An Attention Based Deep Neural Network Architecture for Identification of Phishing URLS Through Character Level N-Gram Embeddings

Abstract

Despite the various technological advancements that have been made in the fight against phishing attacks, the problem still remains one of the most common threats in the cybersecurity domain. Due to the increasing number of communication channels and the rise of social media, the need for effective and rapid phishing detection has become more prevalent. In this thesis, we focused on developing an end-to-end deep learning model named Grambeddings that can recognize malicious websites from URL information while introducing the following novelties into the literature; (1) constructing and employing n-gram embeddings seamlessly without requiring any preliminary learning stage, (2) eliminating the necessity of language-knowledge by representing terms from n-grams instead of words or sub-words, (3) providing fast, intelligent and efficient n-gram/feature selection procedure. Besides, we also published an exclusive large-scale novel dataset that contains 800.000 real-world half of which were legitimate and half were phish.
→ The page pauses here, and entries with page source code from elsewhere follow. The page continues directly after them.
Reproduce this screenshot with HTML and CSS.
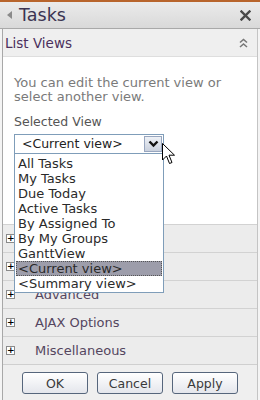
FILE: index.html
```html
<!DOCTYPE html>
<html>
<head>
<meta charset="utf-8">
<link rel="stylesheet" href="styles.css">
</head>
<body>
<div class="pane">
  <div class="header">
    <svg class="tri" width="6" height="8" viewBox="0 0 6 8"><path d="M5 0 L0 4 L5 8 Z" fill="#8a8a8a"/></svg>
    <span class="title">Tasks</span>
    <svg class="close" width="11" height="11" viewBox="0 0 11 11"><path d="M1.5 1.5 L9.5 9.5 M9.5 1.5 L1.5 9.5" stroke="#4a4a4a" stroke-width="2.4" stroke-linecap="square"/></svg>
  </div>
  <div class="framed">
    <div class="section-head">
      <span>List Views</span>
      <svg class="chev" width="9" height="10" viewBox="0 0 9 10"><path d="M1 4.5 L4.5 1.5 L8 4.5 M1 9 L4.5 6 L8 9" stroke="#777" stroke-width="1.6" fill="none"/></svg>
    </div>
    <div class="content">
      <p class="desc">You can edit the current view or select another view.</p>
      <div class="label">Selected View</div>
      <div class="selectwrap">
        <div class="select">
          <span class="value">&lt;Current view&gt;</span>
          <span class="dbtn"><svg width="11" height="8" viewBox="0 0 11 8"><path d="M1.5 1.5 L5.5 5.5 L9.5 1.5" stroke="#111" stroke-width="2.4" fill="none"/></svg></span>
        </div>
        <ul class="list">
          <li>All Tasks</li>
          <li>My Tasks</li>
          <li>Due Today</li>
          <li>Active Tasks</li>
          <li>By Assigned To</li>
          <li>By My Groups</li>
          <li>GanttView</li>
          <li class="sel">&lt;Current view&gt;</li>
          <li>&lt;Summary view&gt;</li>
        </ul>
        <svg class="cursor" width="14" height="22" viewBox="0 0 14 22"><path d="M0.5 0.5 L0.5 17 L4.5 13 L7.5 20.5 L10 19.5 L7 12.2 L12.5 12.2 Z" fill="#fff" stroke="#000" stroke-width="1"/></svg>
      </div>
    </div>
    <div class="rows">
      <div class="row"><span class="plus">+</span></div>
      <div class="row"><span class="plus">+</span></div>
      <div class="row"><span class="plus">+</span><span class="rtext">Advanced</span></div>
      <div class="row"><span class="plus">+</span><span class="rtext">AJAX Options</span></div>
      <div class="row"><span class="plus">+</span><span class="rtext">Miscellaneous</span></div>
    </div>
    <div class="buttons">
      <button class="btn">OK</button>
      <button class="btn">Cancel</button>
      <button class="btn">Apply</button>
    </div>
  </div>
</div>
</body>
</html>
```
FILE: styles.css
```css
html, body {
  margin: 0;
  padding: 0;
}
body {
  width: 260px;
  height: 400px;
  overflow: hidden;
  background: #f4f4f4;
  font-family: "DejaVu Sans", Verdana, sans-serif;
}
.pane {
  height: 400px;
  box-sizing: border-box;
  border-top: 2px solid #b8652c;
  display: flex;
  flex-direction: column;
}
.header {
  height: 26px;
  flex: none;
  display: flex;
  align-items: center;
  background: linear-gradient(#ebebeb, #d9d9d9);
  border-bottom: 1px solid #a9a9a9;
  padding-left: 7px;
  padding-right: 9px;
}
.tri {
  margin-right: 6px;
}
.title {
  font-size: 17.5px;
  color: #3b3452;
  flex: 1;
}
.framed {
  flex: 1;
  display: flex;
  flex-direction: column;
  margin-left: 2px;
  margin-right: 2px;
  border-left: 1px solid #a8a8a8;
  border-right: 1px solid #c4c4c4;
}
.section-head {
  height: 28px;
  flex: none;
  box-sizing: border-box;
  display: flex;
  align-items: center;
  background: #efefef;
  border-bottom: 1px solid #dedede;
  padding-left: 2px;
  padding-right: 9px;
  font-size: 13.5px;
  color: #4b2f5c;
}
.section-head span {
  flex: 1;
}
.content {
  height: 167px;
  flex: none;
  box-sizing: border-box;
  background: #fff;
  padding: 19px 0 0 11px;
}
.desc {
  margin: 0;
  width: 232px;
  font-size: 13px;
  line-height: 13.5px;
  color: #7a7a7a;
}
.label {
  margin-top: 11.5px;
  font-size: 12.5px;
  line-height: 14px;
  color: #555;
}
.selectwrap {
  position: relative;
  margin-top: 5px;
  width: 150px;
}
.select {
  height: 20px;
  box-sizing: border-box;
  border: 1px solid #7f9db9;
  display: flex;
  align-items: center;
  padding-left: 7px;
  padding-right: 1px;
  background: #fff;
}
.value {
  flex: 1;
  font-size: 12.5px;
  color: #222;
}
.dbtn {
  width: 18px;
  height: 16px;
  box-sizing: border-box;
  border: 1px solid #98a6bf;
  background: linear-gradient(#eef1f6, #c9d0dd);
  display: flex;
  align-items: center;
  justify-content: center;
}
.list {
  position: absolute;
  top: 19px;
  left: 0;
  width: 150px;
  box-sizing: border-box;
  margin: 0;
  padding: 2px 1px 1px 1px;
  list-style: none;
  background: #fff;
  border: 1px solid #7f9db9;
}
.list li {
  height: 15px;
  box-sizing: border-box;
  line-height: 15px;
  padding-left: 2px;
  font-size: 13px;
  color: #2a2a2a;
  white-space: nowrap;
}
.list li.sel {
  background: #9d9daa;
  border: 1px dotted #555;
  line-height: 13px;
  padding-left: 1px;
}
.cursor {
  position: absolute;
  left: 148px;
  top: 9px;
}
.rows {
  flex: none;
  display: flex;
  flex-direction: column;
}
.row {
  height: 28px;
  box-sizing: border-box;
  border-top: 1px solid #d2d2d2;
  background: #ececec;
  display: flex;
  align-items: center;
  padding-left: 3px;
}
.plus {
  width: 9px;
  height: 9px;
  box-sizing: border-box;
  border: 1px solid #8a8a8a;
  background: #fff;
  font-size: 9px;
  line-height: 6px;
  text-align: center;
  color: #000;
  font-weight: bold;
  margin-right: 20px;
}
.rtext {
  font-size: 13px;
  color: #54465f;
}
.buttons {
  flex: 1;
  border-top: 1px solid #cfcfcf;
  background: #efefef;
  display: flex;
  justify-content: center;
  align-items: flex-start;
  gap: 9px;
  padding-top: 7px;
}
.btn {
  width: 66px;
  height: 22px;
  border: 1px solid #56667c;
  border-radius: 3px;
  background: linear-gradient(#ffffff, #e4e6ec);
  font-family: "DejaVu Sans", Verdana, sans-serif;
  font-size: 12.5px;
  color: #3a3a3a;
  padding: 0;
}
```
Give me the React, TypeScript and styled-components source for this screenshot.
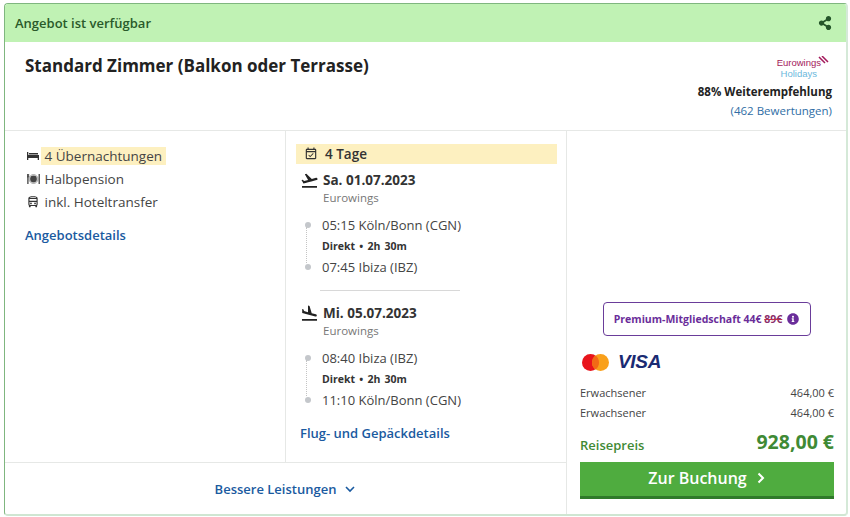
import React from "react";
import styled, { createGlobalStyle } from "styled-components";
import { FaInfoCircle, FaShareAlt } from "react-icons/fa";
import { MdFlightLand, MdFlightTakeoff, MdOutlineDirectionsBus, MdOutlineEventAvailable } from "react-icons/md";

const Global = createGlobalStyle`
  html, body { margin: 0; padding: 0; background: #fff; }
  body { font-family: "Open Sans", sans-serif; color: #333; }
  * { box-sizing: border-box; }
`;
const Page = styled.div`
  width: 850px; height: 517px; padding: 3px 2px 1px 4px;
`;
const Card = styled.div`
  width: 844px; height: 513px; display: flex; flex-direction: column; overflow: hidden;
  border: 1px solid #7fb67f; border-bottom: 2px solid #cfe6d2; border-right: 2px solid #d5e9d8; border-radius: 4px;
`;
const Banner = styled.div`
  height: 38px; flex: none; display: flex; align-items: center; justify-content: space-between;
  background: #c0f2b4; padding: 0 14px 0 10px; color: #2a5a2a; font-size: 13px; font-weight: 600;
`;
const Top = styled.div`
  height: 89px; flex: none; display: flex; justify-content: space-between; padding: 13px 14px 0 20px;
  border-bottom: 1px solid #e6e8e6;
`;
const Title = styled.h2`
  margin: 0; font-size: 17px; line-height: 22px; font-weight: 700; color: #222;
`;
const Operator = styled.div`
  display: flex; flex-direction: column; align-items: flex-end;
`;
const Logo = styled.div`
  position: relative; display: flex; flex-direction: column; align-items: flex-end; padding-right: 1px; margin-top: 1px; height: 24px;
`;
const LogoTop = styled.span`
  font-family: "Liberation Sans", sans-serif; font-size: 9.5px; line-height: 12px; color: #a3195b; padding-right: 10px; padding-top: 1px;
`;
const LogoBottom = styled.span`
  font-family: "Liberation Sans", sans-serif; font-size: 9.5px; line-height: 10px; color: #6bb8dc; padding-right: 14px;
`;
const Stripes = styled.svg`
  position: absolute; right: 3px; top: 0;
`;
const Recommend = styled.div`
  font-size: 11.5px; line-height: 17px; font-weight: 700; color: #222; margin-top: 3px;
`;
const Reviews = styled.div`
  font-size: 11.5px; line-height: 17px; color: #2f6ea5; margin-top: 2px;
`;
const Body = styled.div`
  flex: 1; display: flex; min-height: 0;
`;
const Main = styled.div`
  width: 562px; flex: none; display: flex; flex-direction: column; border-right: 1px solid #e6e8e6;
`;
const Columns = styled.div`
  height: 332px; flex: none; display: flex; border-bottom: 1px solid #e6e8e6;
`;
const Services = styled.div`
  width: 281px; flex: none; padding: 13px 0 0 20px; border-right: 1px solid #e6e8e6;
`;
const Service = styled.div`
  display: flex; align-items: center; height: 23px; font-size: 13.5px; color: #444;
`;
const IconSlot = styled.span`
  width: 16px; display: inline-flex; justify-content: center; align-items: center; margin-right: 0; color: #333; flex: none;
`;
const Mark = styled.span<{ $on?: boolean }>`
  padding: 0 3.5px; height: 18px; line-height: 18px; background: ${p => (p.$on ? "#fdf0c0" : "transparent")};
`;
const DetailLink = styled.a`
  display: block; font-size: 13px; font-weight: 600; color: #1a5aa0; line-height: 18px;
`;
const ServiceLink = styled(DetailLink)`
  margin-top: 13px;
`;
const Trip = styled.div`
  flex: 1; padding: 13px 9px 0 10px;
`;
const Days = styled.div`
  height: 20px; display: flex; align-items: center; background: #fdf0c0; padding-left: 8px; gap: 7px;
  font-size: 13.5px; font-weight: 600; color: #333;
`;
const Leg = styled.div<{ $gap?: number }>`
  margin-top: ${p => p.$gap ?? 0}px; padding-left: 5px;
`;
const LegHead = styled.div`
  display: flex; align-items: center; height: 20px;
`;
const PlaneSlot = styled.span`
  width: 22px; display: inline-flex; margin-right: 0; color: #222; flex: none; margin-left: -1px;
`;
const DateText = styled.span`
  font-size: 13.5px; font-weight: 700; color: #333; margin-left: 1px;
`;
const Airline = styled.div`
  font-size: 11.5px; line-height: 16px; color: #777; margin-left: 22px;
`;
const Stops = styled.div`
  position: relative; margin-top: 9px; padding-left: 21px;
`;
const Rail = styled.span`
  position: absolute; left: 5px; top: 12px; height: 36px; border-left: 1px dotted #c4c4c4;
`;
const Stop = styled.div`
  position: relative; font-size: 13px; line-height: 21px; color: #444;
  &::before { content: ""; position: absolute; left: -17px; top: 7px; width: 6px; height: 6px; border-radius: 50%; background: #c4c7cb; }
`;
const Direct = styled.div`
  font-size: 10.5px; line-height: 21px; font-weight: 700; color: #333; word-spacing: 1.5px;
`;
const Separator = styled.hr`
  width: 140px; margin: 12px 0 0 24px; border: 0; border-top: 1px solid #d8d8d8;
`;
const FlightLink = styled(DetailLink)`
  margin-top: 13px; margin-left: 4px;
`;
const Better = styled.div`
  flex: 1; display: flex; align-items: center; justify-content: center; gap: 8px; padding-bottom: 0;
  font-size: 13px; font-weight: 600; color: #1a5aa0;
`;
const Aside = styled.div`
  flex: 1; display: flex; flex-direction: column; justify-content: flex-end; padding: 0 12px 15px 13px;
`;
const Premium = styled.div`
  align-self: center; width: 208px; height: 34px; margin-left: -1px; display: flex; align-items: center; justify-content: center; gap: 5px;
  border: 1px solid #6a3d9a; border-radius: 4px; font-size: 10.5px; font-weight: 700; color: #6a2d9a;
`;
const Struck = styled.s`
  color: #8a2d6a; text-decoration-color: #c0304a;
`;
const Cards = styled.div`
  display: flex; align-items: center; gap: 8px; margin: 14px 0 9px 1px; height: 24px;
`;
const Visa = styled.span`
  font-family: "Liberation Sans", sans-serif; font-style: italic; font-weight: 700; font-size: 19px; color: #1a2a72; letter-spacing: -0.3px; line-height: 24px;
`;
const Line = styled.div`
  display: flex; justify-content: space-between; font-size: 11px; line-height: 20px; color: #444;
`;
const Total = styled.div`
  display: flex; justify-content: space-between; align-items: flex-end; margin-top: 6px; color: #3f8a35;
`;
const TotalLabel = styled.span`
  font-size: 13px; font-weight: 600; line-height: 20px;
`;
const TotalValue = styled.span`
  font-size: 19.5px; font-weight: 700; line-height: 26px;
`;
const Book = styled.button`
  width: 100%; height: 37px; margin-top: 7px; padding: 0 0 3px; display: flex; align-items: center; justify-content: center; gap: 9px;
  background: #4fac3f; color: #fff; border: 0; border-bottom: 3px solid #2f7a2a; font: 600 16px "Open Sans", sans-serif;
`;

const Bed = () => (
  <svg width="12" height="10" viewBox="0 0 12 10"><path fill="#333" d="M0 1h1.3v3H12v5h-1.3V7H1.3v2H0zM2 3.4V2h9v1.4z" /></svg>
);
const Meal = () => (
  <svg width="13" height="12" viewBox="0 0 13 12"><circle cx="6.5" cy="6" r="3.4" fill="#444" /><circle cx="6.5" cy="6" r="4.4" fill="none" stroke="#777" strokeWidth=".7" /><path stroke="#333" strokeWidth="1.2" d="M.9 1v10M12.2 1v10" /><path stroke="#333" strokeWidth=".7" d="M.1 1v3h1.6V1" fill="none" /></svg>
);
const Chevron = ({ size, width, color }: { size: number; width: number; color: string }) => (
  <svg width={size} height={size} viewBox="0 0 12 12"><path d="M2 4l4 4 4-4" fill="none" stroke={color} strokeWidth={width} /></svg>
);
const ChevronRight = () => (
  <svg width="10" height="12" viewBox="0 0 10 12"><path d="M2.5 1.5L7 6l-4.500 4.500" fill="none" stroke="#fff" strokeWidth="2" /></svg>
);

const Flight = ({ icon, date, from, to, gap }: { icon: React.ReactNode; date: string; from: string; to: string; gap?: number }) => (
  <Leg $gap={gap}>
    <LegHead><PlaneSlot>{icon}</PlaneSlot><DateText>{date}</DateText></LegHead>
    <Airline>Eurowings</Airline>
    <Stops>
      <Rail />
      <Stop>{from}</Stop>
      <Direct>Direkt&nbsp;•&nbsp;2h 30m</Direct>
      <Stop>{to}</Stop>
    </Stops>
  </Leg>
);

export default function App() {
  return (
    <Page>
      <Global />
      <Card>
        <Banner>
          <span>Angebot ist verfügbar</span>
          <FaShareAlt size={14} color="#24552a" />
        </Banner>
        <Top>
          <Title>Standard Zimmer (Balkon oder Terrasse)</Title>
          <Operator>
            <Logo>
              <Stripes width="11" height="8" viewBox="0 0 11 8"><path d="M1 1l6 6M4 0l6 6" stroke="#a3195b" strokeWidth="1.5" /></Stripes>
              <LogoTop>Eurowings</LogoTop>
              <LogoBottom>Holidays</LogoBottom>
            </Logo>
            <Recommend>88% Weiterempfehlung</Recommend>
            <Reviews>(462 Bewertungen)</Reviews>
          </Operator>
        </Top>
        <Body>
          <Main>
            <Columns>
              <Services>
                <Service><IconSlot><Bed /></IconSlot><Mark $on>4 Übernachtungen</Mark></Service>
                <Service><IconSlot><Meal /></IconSlot><Mark>Halbpension</Mark></Service>
                <Service><IconSlot><MdOutlineDirectionsBus size={14} /></IconSlot><Mark>inkl. Hoteltransfer</Mark></Service>
                <ServiceLink>Angebotsdetails</ServiceLink>
              </Services>
              <Trip>
                <Days><MdOutlineEventAvailable size={14} />4 Tage</Days>
                <Flight gap={6} icon={<MdFlightTakeoff size={19} />} date="Sa. 01.07.2023" from="05:15 Köln/Bonn (CGN)" to="07:45 Ibiza (IBZ)" />
                <Separator />
                <Flight gap={12} icon={<MdFlightLand size={19} />} date="Mi. 05.07.2023" from="08:40 Ibiza (IBZ)" to="11:10 Köln/Bonn (CGN)" />
                <FlightLink>Flug- und Gepäckdetails</FlightLink>
              </Trip>
            </Columns>
            <Better>Bessere Leistungen <Chevron size={12} width={1.6} color="#1a5aa0" /></Better>
          </Main>
          <Aside>
            <Premium>
              <span>Premium-Mitgliedschaft 44€ <Struck>89€</Struck></span>
              <FaInfoCircle size={12} color="#6a2d9a" />
            </Premium>
            <Cards>
              <svg width="29" height="19" viewBox="0 0 29 19"><circle cx="9.500" cy="9.500" r="8.500" fill="#e8141c" /><circle cx="19.500" cy="9.500" r="8.500" fill="#f9a01b" /><path d="M14.500 2.600a8.500 8.500 0 0 1 0 13.800a8.500 8.500 0 0 1 0-13.800z" fill="#f26a16" /></svg>
              <Visa>VISA</Visa>
            </Cards>
            <Line><span>Erwachsener</span><span>464,00 €</span></Line>
            <Line><span>Erwachsener</span><span>464,00 €</span></Line>
            <Total><TotalLabel>Reisepreis</TotalLabel><TotalValue>928,00 €</TotalValue></Total>
            <Book>Zur Buchung <ChevronRight /></Book>
          </Aside>
        </Body>
      </Card>
    </Page>
  );
}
Grambeddings presents an adjustable and automated n-gram extraction and selection mechanism along with a new deep architecture that enables to merging of four different n-gram level features from its corresponding channel while each channel obtains required deep features through cascading CNN, LSTM, and attention layers. In this way, the model becomes able to capture the multiple discriminative character sequence patterns without requiring any hand-crafted operation. As a result, the proposed approach contributes the following features to the phishing detection domain: (1) real-time inference and protection while providing excellent performance, (2) language-agnostic corpus and embedding construction, and (3) eliminating the necessity of hand-crafted features, or the need of using any third-party service. In addition, we conducted a series of comparative experiments in both dataset-wise and method-wise manner. We verified the superiority of our model in all tests since it outperforms the other models in the literature by achieving 98.27\% accuracy. Lastly, we also analyzed the Grambeddings' robustness against adversarial attacks and examined in-depth the characteristics of the model both in the pre-trained and re-trained conditions in terms of seeing any adversarial sample before during the training phase. Our codebase is shared with the community to be used for benchmarking purposes in the future.